Di padre in figlio, il reticolo delle cosche dalla Calabria al confino nel Veronese
Antonio Albanese, arrestato mercoledì e ritenuto uno dei boss del clan, è il figlio di Vincenzo Albanese. «Sorvegliato speciale, giunto a Sommacampagna verso la metà degli anni Ottanta per effetto del fenomeno migratorio legato anche agli obblighi di dimora disposti nei confronti di soggetti pregiudicati», descrivono il più anziano i carabinieri del Ros di Padova nell’informativa dell’indagine Taurus. Idem per Pasquale Napoli, detto «u ‘zoppo», padre di Agostino, pure lui in carcere da due giorni per essere stato, secondo la Dda di Venezia, membro della ‘ndrina che si era insediata nella Bassa veronese. «Era stato ferito nell’ambito della faida che negli anni Settanta a Gioia Tauro aveva coinvolto le famiglie Gerace e
Italiano – scrivono i Ros – ed era giunto a Sommacampagna verso la metà degli anni Ottanta». Ecco come le cosche sono sbarcate nel Veronese quasi quarant’anni fa, instaurando quella che per il procuratore capo di Venezia Bruno Cherchi non è «solo un’infiltrazione, ma un radicamento decennale». «Dal 1981 a oggi», scrive il pm Patrizia Ciccarese nel capo d’imputazione per associazione mafiosa. E non è l’unico caso. «Per tale fenomeno migratorio, in quegli anni si è infatti registrata in tutta la provincia di Verona la presenza radicata e significativa di famiglie calabresi di ‘ndrangheta», continuano i carabinieri, ricordando per esempio che a Bardolino, nel 1987, arrivò Giuseppe «Peppino» Piromalli, già condannato come capo dell’omonimo clan.

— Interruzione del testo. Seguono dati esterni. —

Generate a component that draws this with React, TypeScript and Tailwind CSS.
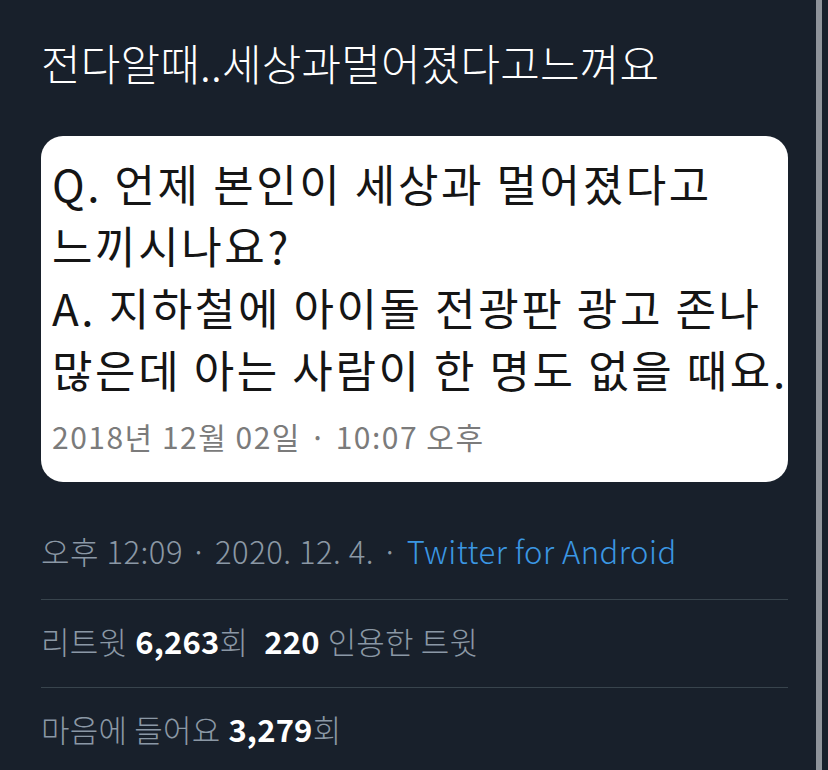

La cosca si radica in Veneto, ma tiene contatti e legami con la Calabria, come dimostra la girandola di parentele che lega le famiglie. Carmine e Mario
Gerace sono i figli di Filippo – mafioso doc con condanne per omicidi e armi – rimasto in carcere dal 1982 fino a pochi mesi prima della sua morte, avvenuta all’ospedale di Peschiera il 5 dicembre 2018: prima del ricovero era stato messo agli arresti domiciliari dalla zia Carmela Napoli, sempre a Sommacampagna. Mario sin dal 2003 aveva intrattenuto rapporti con società di autotrasporti riconducibili alla cosca Pesce di Rosarno, tra cui anche la Tranz Veicom e la Verotransport di Nogarole Rocca. Carmine Gerace aveva stretti rapporti con Giuseppe Versace, che con i fratelli si era stabilito nel Veronese. Anche il padre di Filippo Gerace era sposato con una Napoli e una delle nipoti, Antonia, era a sua volta moglie di Domenico
Versace: i figli Diego, Giuseppe, Francesco sono finiti in carcere martedì. I Napoli erano anche imparentati con gli Albanese, perché nonno Agostino aveva sposato Mariangela Albanese.

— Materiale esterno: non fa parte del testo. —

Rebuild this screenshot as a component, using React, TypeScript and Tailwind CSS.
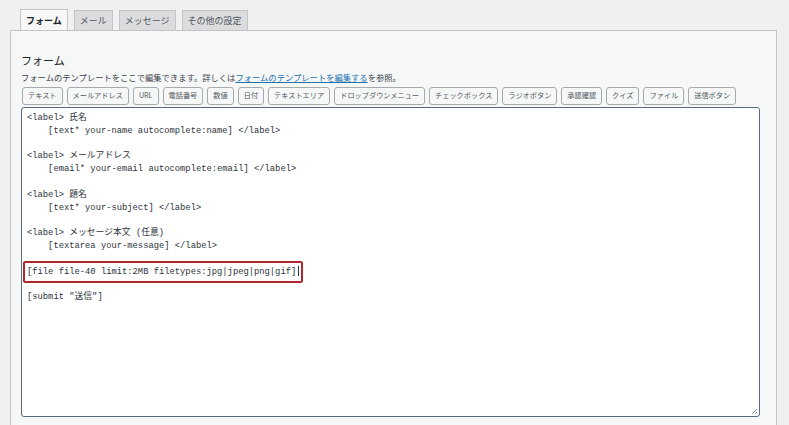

Una mafia duplice, quella in salsa veronese. Da un lato estorsioni, usura, furti e la tipica «protezione» agli imprenditori compiacenti, come emergerebbe nel caso di Luca Cubi, titolare dell’omonima impresa di impiantistica: quando Cubi fa resistenza ad assumere Emanuele Versace, il padre Giuseppe dice a un sodale che «da oggi in poi quando uno mi dice “vado a rubare da Cubi” “andate e fate quello che volete”». Ma c’era poi l’aspetto economico. «Pur essendo privilegiata la componente affaristica rispetto ad azioni violente eclatanti, il sodalizio in esame non ha certo rinunciato ad esercitare la forza intimidatrice», conclude il gip Francesca Zancan.